Ronnie O’Sullivan will always be a story
Even when snooker tries to move the conversation elsewhere, Ronnie O’Sullivan remains impossible to ignore. That is partly about history, of course, but it is also about the fact that he can still produce a level most players cannot touch. His speed, touch and instinct around the table remain unique.
The question with O’Sullivan is always about rhythm, focus and how much he wants the grind of a long event. But that uncertainty is part of why he remains so compelling. If he locks in, the whole shape of a tournament changes.
Wu Yize and Si Jiahui are worth close attention
Among the younger Chinese players, Wu Yize and Si Jiahui stand out as names worth tracking closely. Both have shown enough quality to suggest they are not just here to make up the numbers. They can score, they look increasingly comfortable at this level, and they do not appear overawed by the bigger stages.
That matters because snooker always needs the next wave to turn promise into repeated deep runs. In 2026, these are the kinds of players who could do exactly that.

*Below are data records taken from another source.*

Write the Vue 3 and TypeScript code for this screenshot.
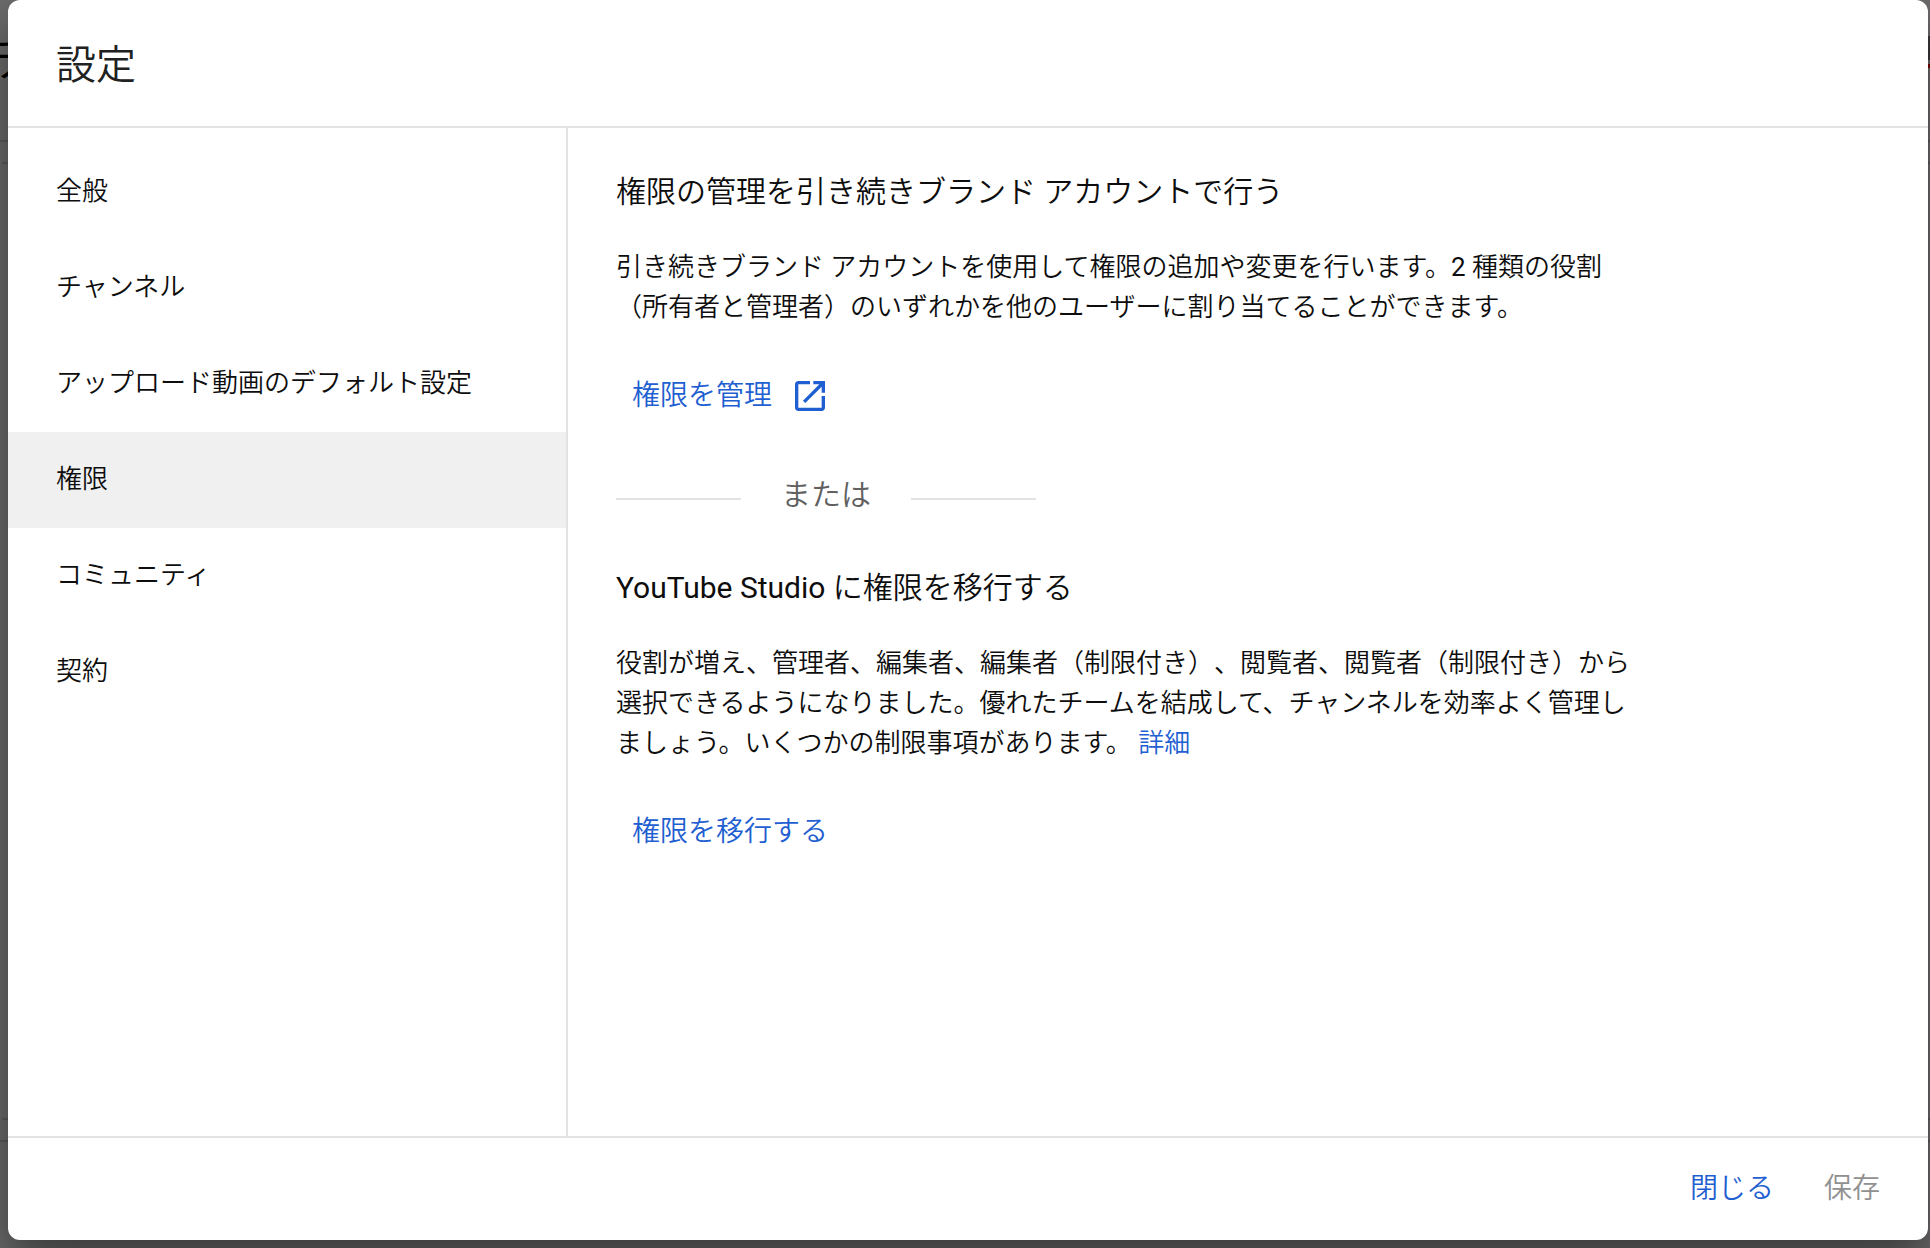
<script setup lang="ts">
import { ref } from 'vue'

interface Section {
  id: string
  label: string
}

const sections: Section[] = [
  { id: 'general', label: '全般' },
  { id: 'channel', label: 'チャンネル' },
  { id: 'defaults', label: 'アップロード動画のデフォルト設定' },
  { id: 'permissions', label: '権限' },
  { id: 'community', label: 'コミュニティ' },
  { id: 'agreements', label: '契約' },
]

const selected = ref<string>('permissions')
</script>

<template>
  <div class="screen">
    <div class="page" aria-hidden="true">
      <span class="page-title">チ</span>
      <i class="rule rule-toolbar"></i>
      <i class="rule rule-card-top"></i>
      <i class="rule rule-card-bottom"></i>
      <i class="rule rule-footer"></i>
      <i class="create-button"></i>
      <i class="create-mark"></i>
    </div>

    <div class="dialog" role="dialog" aria-labelledby="dialog-title">
      <header class="header">
        <h1 id="dialog-title">設定</h1>
      </header>

      <div class="body">
        <nav class="sidebar">
          <button
            v-for="section in sections"
            :key="section.id"
            type="button"
            class="nav-item"
            :class="{ active: section.id === selected }"
            @click="selected = section.id"
          >
            {{ section.label }}
          </button>
        </nav>

        <main class="content">
          <section>
            <h2>権限の管理を引き続きブランド アカウントで行う</h2>
            <p>
              引き続きブランド アカウントを使用して権限の追加や変更を行います。<span class="latin">2</span> 種類の役割（所有者と管理者）のいずれかを他のユーザーに割り当てることができます。
            </p>
            <a class="action" href="#manage">
              権限を管理
              <svg class="open-icon" viewBox="0 0 24 24" aria-hidden="true">
                <path
                  d="M19 19H5V5h7V3H5c-1.11 0-2 .9-2 2v14c0 1.1.89 2 2 2h14c1.1 0 2-.9 2-2v-7h-2v7zM14 3v2h3.59l-9.83 9.83 1.41 1.41L19 6.41V10h2V3h-7z"
                />
              </svg>
            </a>
          </section>

          <div class="divider"><span>または</span></div>

          <section>
            <h2><span class="latin">YouTube Studio</span> に権限を移行する</h2>
            <p>
              役割が増え、管理者、編集者、編集者（制限付き）、閲覧者、閲覧者（制限付き）から選択できるようになりました。優れたチームを結成して、チャンネルを効率よく管理しましょう。いくつかの制限事項があります。 <a href="#details">詳細</a>
            </p>
            <button type="button" class="action">権限を移行する</button>
          </section>
        </main>
      </div>

      <footer class="footer">
        <button type="button" class="close">閉じる</button>
        <button type="button" class="save" disabled>保存</button>
      </footer>
    </div>
  </div>
</template>

<style>
body {
  background: #666;
}
</style>

<style scoped>
.screen {
  position: relative;
  box-sizing: border-box;
  display: flex;
  min-height: 100vh;
  padding: 0 2px 8px 8px;
  overflow: hidden;
  background: #6b6b6b;
  color: #0d0d0d;
  font-family: Roboto, 'Noto Sans CJK JP', sans-serif;
  font-size: 26px;
  font-weight: 350;
  line-height: 40px;
  text-spacing-trim: space-all;
}

.page {
  position: absolute;
  inset: 0;
}

.page-title {
  position: absolute;
  top: 36px;
  left: -10px;
  color: #000;
  font-size: 48px;
  line-height: 48px;
}

.rule {
  position: absolute;
  left: 0;
  right: 0;
  height: 2px;
  background: #5c5c5c;
}

.rule-toolbar {
  top: 140px;
}

.rule-card-top {
  top: 162px;
  left: 2px;
}

.rule-card-bottom {
  bottom: 128px;
  left: 2px;
}

.rule-footer {
  bottom: 106px;
}

.create-button,
.create-mark {
  position: absolute;
  right: 0;
  width: 40px;
}

.create-button {
  top: 36px;
  height: 24px;
  background: #383838;
}

.create-mark {
  top: 64px;
  height: 4px;
  background: #7a0000;
}

.dialog {
  position: relative;
  flex: 1;
  display: flex;
  flex-direction: column;
  border-radius: 12px;
  background: #fff;
  box-shadow: 0 24px 48px rgba(0, 0, 0, 0.45);
}

.header {
  padding: 38px 48px 32px;
  border-bottom: 2px solid #e3e3e3;
}

h1,
h2,
p {
  margin: 0;
  font-weight: inherit;
}

h1 {
  color: #212121;
  font-size: 40px;
  line-height: 56px;
}

.body {
  flex: 1;
  display: flex;
}

.sidebar {
  box-sizing: border-box;
  flex: none;
  width: 560px;
  padding-top: 16px;
  border-right: 2px solid #e3e3e3;
}

button {
  padding: 0;
  border: 0;
  background: none;
  color: inherit;
  font: inherit;
  cursor: pointer;
}

.nav-item {
  display: block;
  width: 100%;
  height: 96px;
  padding: 0 48px 2px;
  text-align: left;
}

.nav-item.active {
  background: #f0f0f0;
}

.content {
  flex: 1;
  padding: 42px 48px;
}

h2 {
  margin-bottom: 33px;
  font-size: 30px;
  line-height: 44px;
}

p {
  max-width: 1020px;
}

.latin {
  font-weight: 400;
}

a,
.action,
.close {
  color: #1f5fd1;
  text-decoration: none;
}

.action {
  display: flex;
  align-items: center;
  gap: 18px;
  width: fit-content;
  height: 72px;
  margin-top: 33px;
  padding: 0 16px;
  font-size: 28px;
}

.open-icon {
  width: 40px;
  height: 40px;
  fill: currentColor;
}

.divider {
  display: flex;
  align-items: center;
  gap: 40px;
  width: 420px;
  margin: 41px 0;
  color: #606060;
  font-size: 30px;
  line-height: 44px;
}

.divider span {
  padding-bottom: 8px;
}

.divider::before,
.divider::after {
  content: '';
  flex: 1;
  height: 2px;
  background: #e3e3e3;
}

.footer {
  display: flex;
  justify-content: flex-end;
  gap: 50px;
  padding: 31px 48px;
  border-top: 2px solid #e3e3e3;
  font-size: 28px;
}

.save {
  color: #909090;
  cursor: default;
}
</style>
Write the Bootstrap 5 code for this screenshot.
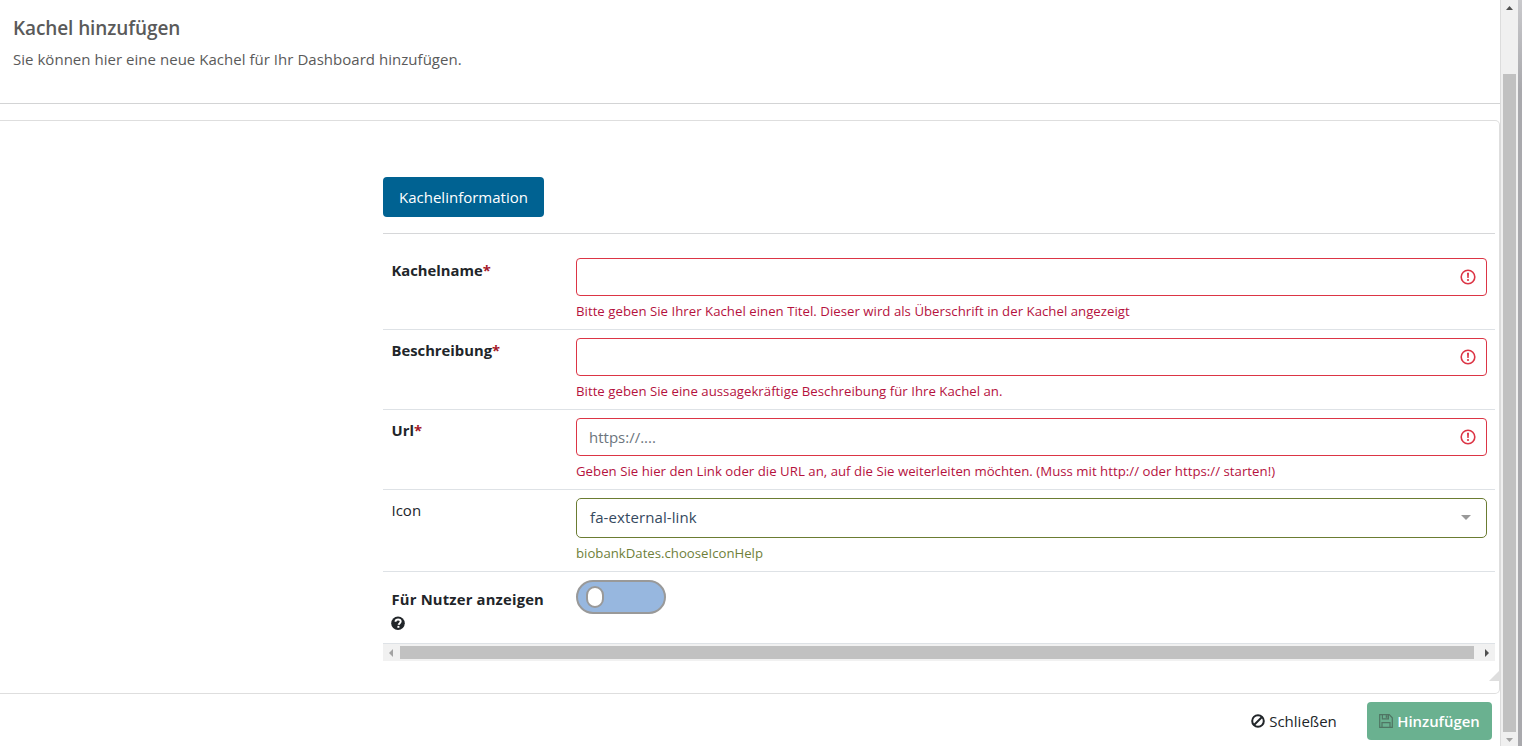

John Higgins and Mark Williams still know how to hurt people
It says a lot about snooker that Higgins and Williams remain relevant deep into 2026. They are not surviving on memory. They are still dangerous because their cue ball control, shot choice and competitive instincts remain so strong. Experience counts for a lot in snooker, especially in matches that tighten late on.
Neither player needs to dominate a whole season to matter. They only need one strong week, one clean run, one spell of sharp scoring, and suddenly they are in the mix again.
The top end of the sport looks strong
That is the clearest takeaway from snooker in 2026. The established names are still delivering, but the field around them is deep enough to keep every major event interesting. Trump, Wilson, Robertson, Zhao, Selby, Murphy and O’Sullivan all feel relevant. Younger threats are pushing harder. The older champions are still dangerous.
That is why these are the players to watch. Not because they are famous, but because they still look capable of shaping the biggest moments of the year.